▸ EXERCISE REQUIREMENTS:
Count the lines below that contain the word "screenshot", and report only that number.

[Rows from a dataset of pages and code]
########################################
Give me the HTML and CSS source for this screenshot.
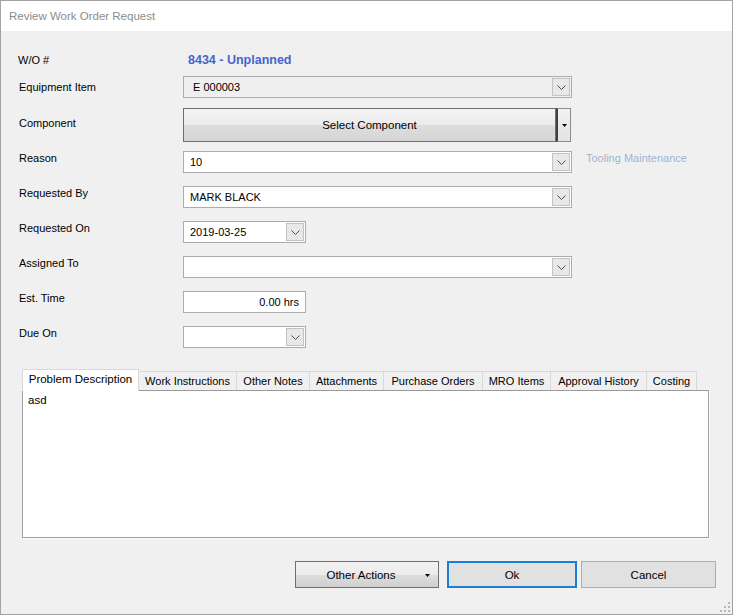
FILE: index.html
```html
<!DOCTYPE html>
<html>
<head>
<meta charset="utf-8">
<link rel="stylesheet" href="styles.css">
</head>
<body>
<div class="window">
  <div class="titlebar">Review Work Order Request</div>
  <div class="client">
    <div class="form">
      <div class="row row-wo">
        <span class="label label-wo">W/O #</span>
        <span class="wo-value">8434 - Unplanned</span>
      </div>
      <div class="row row-first">
        <span class="label label-center">Equipment Item</span>
        <div class="combo combo-wide combo-disabled">
          <span class="combo-text">E 000003</span>
          <span class="drop"><svg width="9" height="5" viewBox="0 0 9 5"><path d="M0.5 0.5 L4.5 4.5 L8.5 0.5" fill="none" stroke="#4d4d4d" stroke-width="1"/></svg></span>
        </div>
      </div>
      <div class="row row-comp">
        <span class="label label-comp">Component</span>
        <div class="split">
          <div class="split-main">Select Component</div>
          <div class="split-arrow"><svg width="5" height="3" viewBox="0 0 5 3"><path d="M0 0 H5 L2.5 3 Z" fill="#000"/></svg></div>
        </div>
      </div>
      <div class="row row-reason">
        <span class="label">Reason</span>
        <div class="combo combo-wide">
          <span class="combo-text">10</span>
          <span class="drop"><svg width="9" height="5" viewBox="0 0 9 5"><path d="M0.5 0.5 L4.5 4.5 L8.5 0.5" fill="none" stroke="#4d4d4d" stroke-width="1"/></svg></span>
        </div>
        <span class="hint">Tooling Maintenance</span>
      </div>
      <div class="row">
        <span class="label">Requested By</span>
        <div class="combo combo-wide">
          <span class="combo-text">MARK BLACK</span>
          <span class="drop"><svg width="9" height="5" viewBox="0 0 9 5"><path d="M0.5 0.5 L4.5 4.5 L8.5 0.5" fill="none" stroke="#4d4d4d" stroke-width="1"/></svg></span>
        </div>
      </div>
      <div class="row">
        <span class="label">Requested On</span>
        <div class="combo combo-short">
          <span class="combo-text">2019-03-25</span>
          <span class="drop"><svg width="9" height="5" viewBox="0 0 9 5"><path d="M0.5 0.5 L4.5 4.5 L8.5 0.5" fill="none" stroke="#4d4d4d" stroke-width="1"/></svg></span>
        </div>
      </div>
      <div class="row">
        <span class="label">Assigned To</span>
        <div class="combo combo-wide">
          <span class="combo-text"></span>
          <span class="drop"><svg width="9" height="5" viewBox="0 0 9 5"><path d="M0.5 0.5 L4.5 4.5 L8.5 0.5" fill="none" stroke="#4d4d4d" stroke-width="1"/></svg></span>
        </div>
      </div>
      <div class="row">
        <span class="label">Est. Time</span>
        <div class="textbox">0.00 hrs</div>
      </div>
      <div class="row">
        <span class="label">Due On</span>
        <div class="combo combo-short">
          <span class="combo-text"></span>
          <span class="drop"><svg width="9" height="5" viewBox="0 0 9 5"><path d="M0.5 0.5 L4.5 4.5 L8.5 0.5" fill="none" stroke="#4d4d4d" stroke-width="1"/></svg></span>
        </div>
      </div>
    </div>

    <div class="tabs">
      <div class="tab tab-active">Problem Description</div>
      <div class="tab">Work Instructions</div>
      <div class="tab">Other Notes</div>
      <div class="tab">Attachments</div>
      <div class="tab">Purchase Orders</div>
      <div class="tab">MRO Items</div>
      <div class="tab">Approval History</div>
      <div class="tab">Costing</div>
    </div>
    <div class="panel">
      <div class="panel-text">asd</div>
    </div>

    <div class="actions">
      <div class="btn btn-grad btn-other"><span>Other Actions</span><svg class="btn-caret" width="5" height="3" viewBox="0 0 5 3"><path d="M0 0 H5 L2.5 3 Z" fill="#000"/></svg></div>
      <div class="btn btn-ok">Ok</div>
      <div class="btn btn-cancel">Cancel</div>
    </div>
    <svg class="grip" width="10" height="10" viewBox="0 0 10 10">
      <rect x="8" y="0" width="2" height="2" fill="#b8b8b8"/>
      <rect x="4" y="4" width="2" height="2" fill="#b8b8b8"/>
      <rect x="8" y="4" width="2" height="2" fill="#b8b8b8"/>
      <rect x="0" y="8" width="2" height="2" fill="#b8b8b8"/>
      <rect x="4" y="8" width="2" height="2" fill="#b8b8b8"/>
      <rect x="8" y="8" width="2" height="2" fill="#b8b8b8"/>
    </svg>
  </div>
</div>
</body>
</html>
```

FILE: styles.css
```css
* { box-sizing: border-box; }
html, body { margin: 0; padding: 0; background: #ffffff; }
body {
  font-family: "Liberation Sans", Arial, sans-serif;
  font-size: 11px;
  color: #000;
}
.window {
  width: 733px;
  height: 615px;
  border: 1px solid #a3a3a3;
  display: flex;
  flex-direction: column;
  background: #f0f0f0;
}
.titlebar {
  height: 30px;
  flex: none;
  background: #ffffff;
  color: #8c8c8c;
  font-size: 11.5px;
  line-height: 30px;
  padding-left: 8px;
}
.client {
  position: relative;
  flex: 1;
  background: #f0f0f0;
  padding-top: 19px;
}
.form {
  padding-left: 17px;
  display: flex;
  flex-direction: column;
}
.row {
  display: flex;
  align-items: center;
  height: 22px;
  margin-top: 13px;
}
.row-wo { height: 20px; margin-top: 0; }
.row-first { margin-top: 6px; }
.row-comp { height: 34px; margin-top: 10px; }
.row-reason { margin-top: 9px; }
.label {
  width: 165px;
  flex: none;
  padding-left: 1px;
  padding-bottom: 8px;
}
.label-center { padding-bottom: 1px; }
.label-comp { padding-bottom: 4px; }
.label-wo { padding-left: 0; padding-bottom: 1px; }
.wo-value {
  color: #4466cc;
  font-weight: bold;
  font-size: 12.5px;
  padding-left: 5px;
}
.combo {
  height: 22px;
  border: 1px solid #acacac;
  background: #ffffff;
  display: flex;
  align-items: center;
  justify-content: space-between;
  padding: 0 1px 0 6px;
}
.combo-wide { width: 389px; }
.combo-short { width: 123px; }
.combo-disabled { background: #efefef; padding-left: 9px; }
.combo-text { white-space: nowrap; }
.drop {
  width: 18px;
  height: 18px;
  border: 1px solid #c3c3c3;
  background: #e8e8e8;
  display: flex;
  align-items: center;
  justify-content: center;
  padding-top: 1px;
}
.hint {
  color: #9fb4d2;
  margin-left: 14px;
  padding-bottom: 8px;
}
.split {
  display: flex;
  height: 34px;
  width: 388px;
}
.split-main {
  flex: 1;
  border: 1px solid #6f6f6f;
  background: linear-gradient(#f3f3f3 0%, #ececec 50%, #dddddd 51%, #d6d6d6 100%);
  display: flex;
  align-items: center;
  justify-content: center;
  font-size: 11.5px;
}
.split-arrow {
  width: 15px;
  border: 1px solid #8a8a8a;
  border-left: 2px solid #404040;
  background: linear-gradient(#f2f2f2, #e3e3e3);
  display: flex;
  align-items: center;
  justify-content: center;
}
.textbox {
  width: 123px;
  height: 22px;
  border: 1px solid #acacac;
  background: #ffffff;
  text-align: right;
  line-height: 20px;
  padding-right: 6px;
}
.tabs {
  display: flex;
  align-items: flex-end;
  margin-top: 20px;
  margin-left: 21px;
  height: 22px;
}
.tab {
  height: 19px;
  border: 1px solid #d9d9d9;
  border-left: none;
  border-bottom: none;
  background: #f0f0f0;
  line-height: 18px;
  text-align: center;
  white-space: nowrap;
}
.tab-active {
  height: 22px;
  background: #ffffff;
  border-left: 1px solid #d9d9d9;
  line-height: 19px;
  position: relative;
  top: 1px;
  z-index: 1;
  font-size: 11.5px;
}
.tab:nth-child(1) { width: 117px; }
.tab:nth-child(2) { width: 98px; }
.tab:nth-child(3) { width: 73px; }
.tab:nth-child(4) { width: 74px; }
.tab:nth-child(5) { width: 99px; }
.tab:nth-child(6) { width: 68px; }
.tab:nth-child(7) { width: 96px; }
.tab:nth-child(8) { width: 50px; }
.panel {
  margin-left: 21px;
  width: 687px;
  height: 148px;
  border: 1px solid #a0a0a0;
  border-top-color: #9a9a9a;
  background: #ffffff;
  box-shadow: 1px 1px 0 #fafafa;
}
.panel-text {
  padding: 3px 0 0 5px;
  font-size: 11.5px;
}
.actions {
  display: flex;
  justify-content: flex-end;
  margin-top: 23px;
  padding-right: 16px;
}
.btn {
  height: 27px;
  display: flex;
  align-items: center;
  justify-content: center;
  font-size: 11.5px;
}
.btn-grad {
  border: 1px solid #707070;
  background: linear-gradient(#f2f2f2 0%, #ebebeb 50%, #dddddd 51%, #cfcfcf 100%);
}
.btn-other {
  width: 144px;
  position: relative;
  padding-right: 12px;
}
.btn-caret {
  position: absolute;
  right: 8px;
  top: 12px;
}
.btn-ok {
  width: 130px;
  margin-left: 8px;
  border: 2px solid #1a7fd4;
  background: #e1e1e1;
}
.btn-cancel {
  width: 135px;
  margin-left: 4px;
  border: 1px solid #adadad;
  background: #e1e1e1;
}
.grip {
  position: absolute;
  right: 2px;
  bottom: 2px;
}
```
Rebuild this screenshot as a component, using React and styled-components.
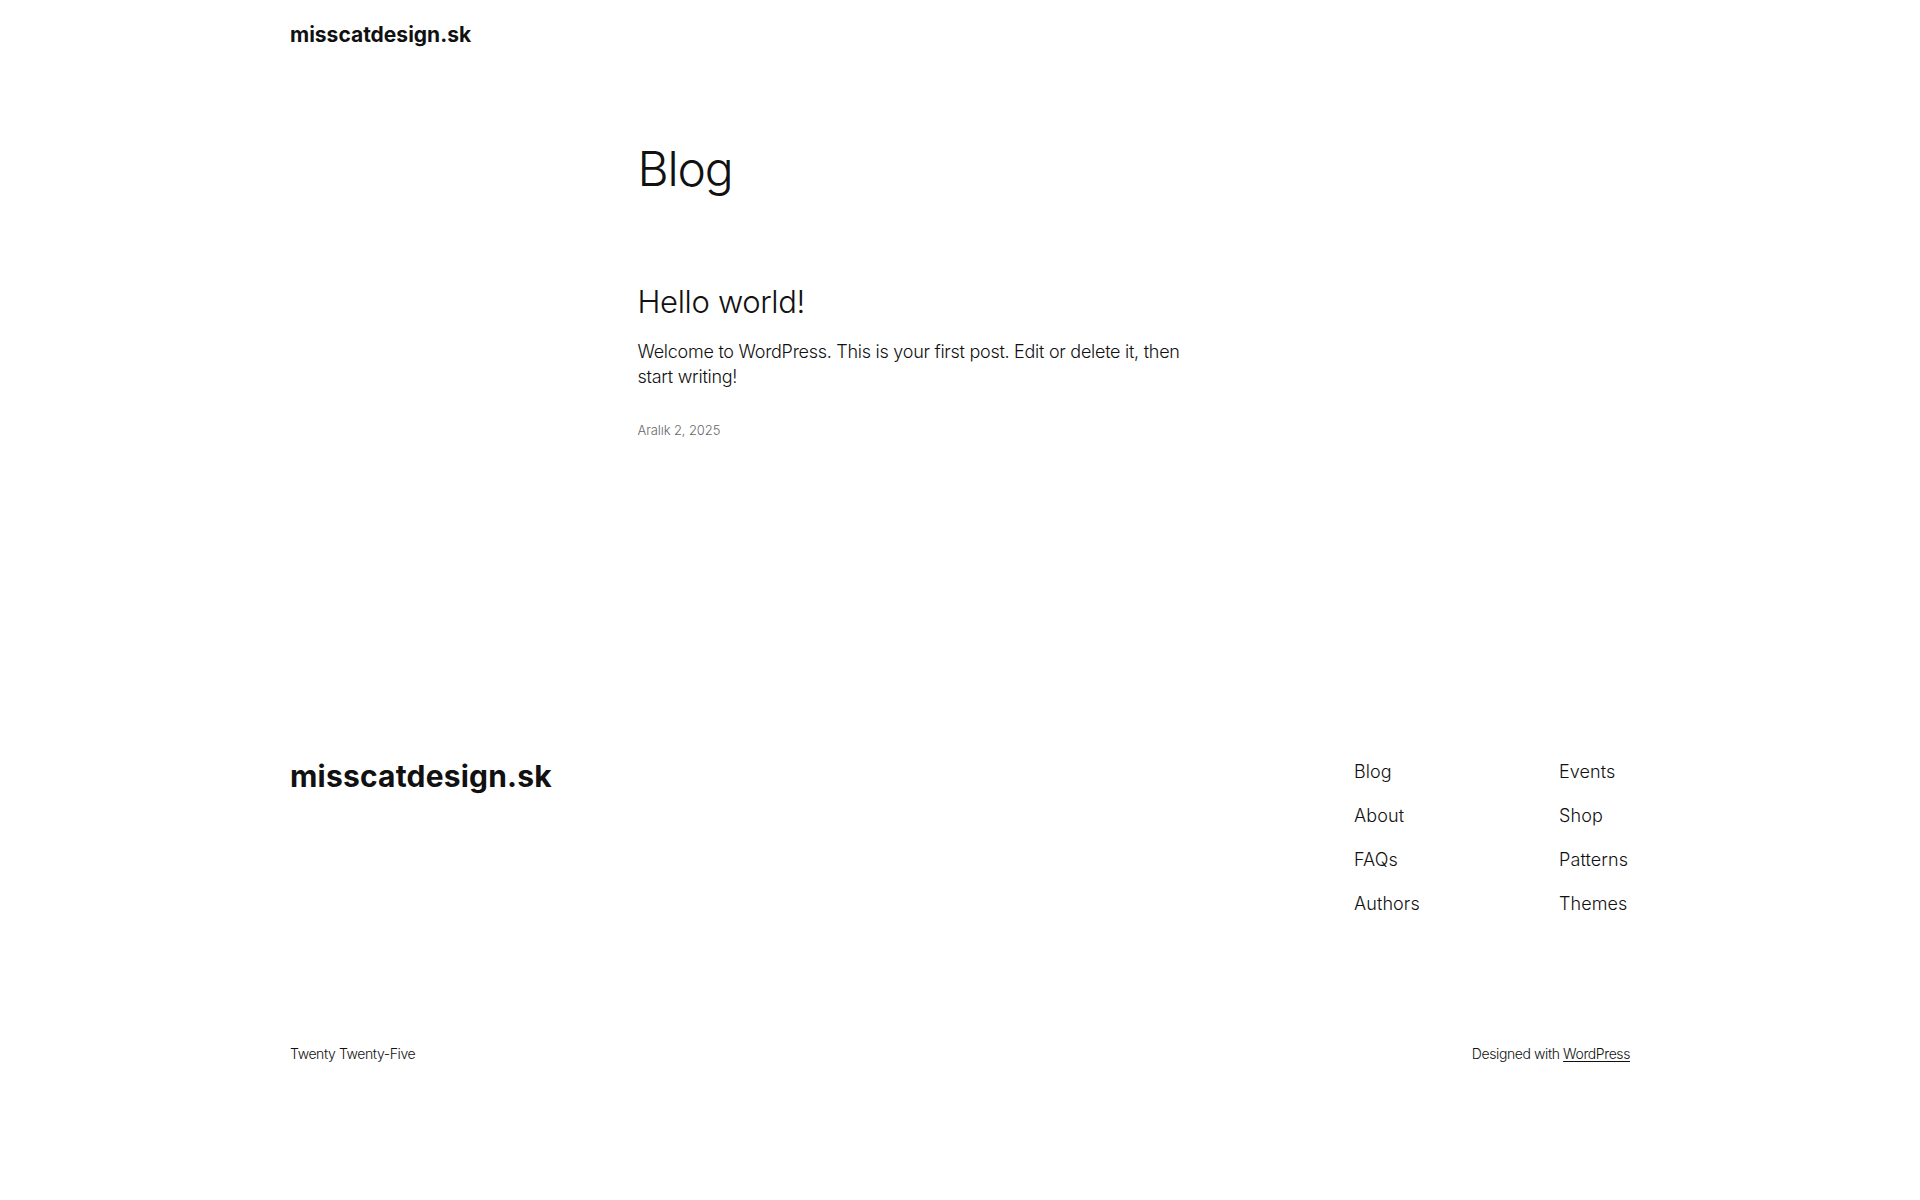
########################################
▸ PROBLEM SOLUTION:
2